En la estación fluvial de Tigre aguardan una enorme cantidad de compañeros, integrantes del Espacio Memoria y del Museo Sitio de Memoria ESMA, con su directora Alejandra Naftal; vecinos y militantes. Es el acto central. Se va a descubrir el cartel que dejará constancia qué representó El Silencio. Gabriela Juvenal hace un repaso del proceso que permitió arribar a este resultado. “Que todos los lugareños y turistas sepan qué significó esa isla”, dice tomando el micrófono. Cuenta que es el Sitio N° 214; aún restan señalizar otros 500. Raquel Witis agradece “a quienes hoy acompañan y sienten, junto a nuestra Comisión, la satisfacción de haber llegado a un objetivo largamente buscado.” Contextualiza aquel tiempo oscuro. “Estamos aquí para hacer memoria porque es parte de nuestro legado. (…) Conociendo nuestra historia estamos construyendo un futuro donde no haya excluidos, donde nadie padezca hambre ni sed de justicia, donde todas y todos alcancemos una vida digna de ser vivida”.

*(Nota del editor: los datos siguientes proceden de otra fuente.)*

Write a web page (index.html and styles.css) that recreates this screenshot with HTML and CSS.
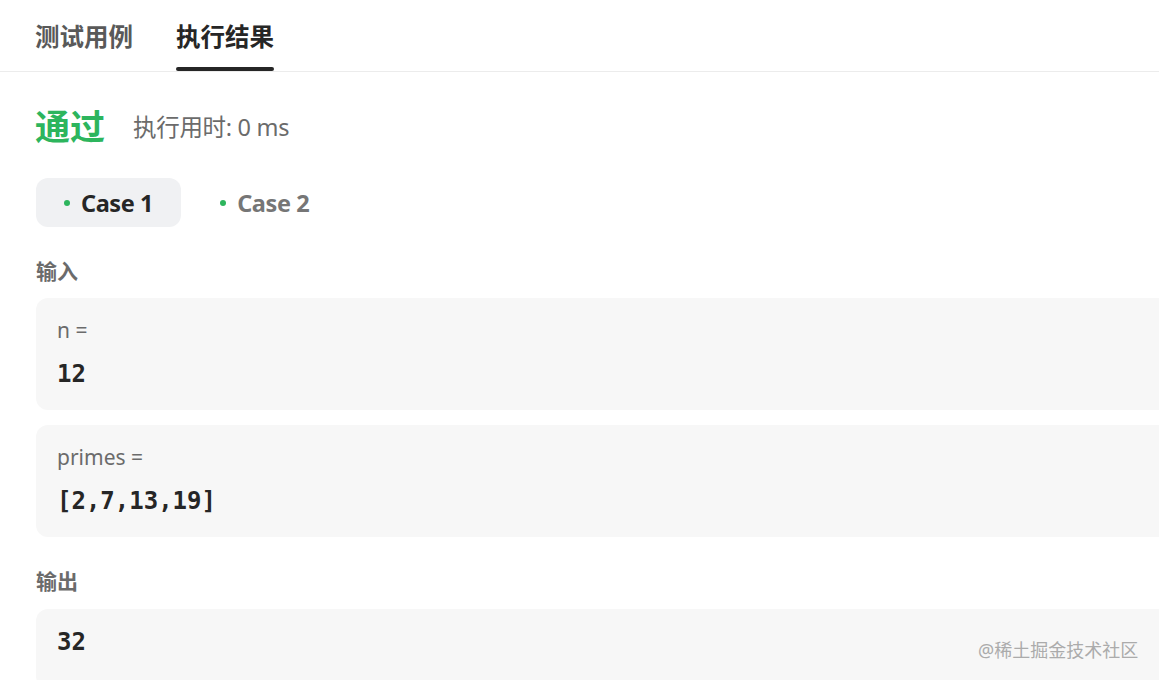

Carlos Muñoz no olvida a sus compañeros, “los que no volvieron, los que fueron asesinados, trasladados.” Con voz pausada, Strazzeri destaca los dos mandatos de los que son portadores los testimoniantes: “Seguir trabajando por memoria, verdad y justicia, y continuar con la lucha de nuestros compañeros desaparecidos”.
Es un día estremecedor, de emociones tan intensas como sensibles. El mensaje final resulta claro y preciso. Nunca más el silencio. Nunca más.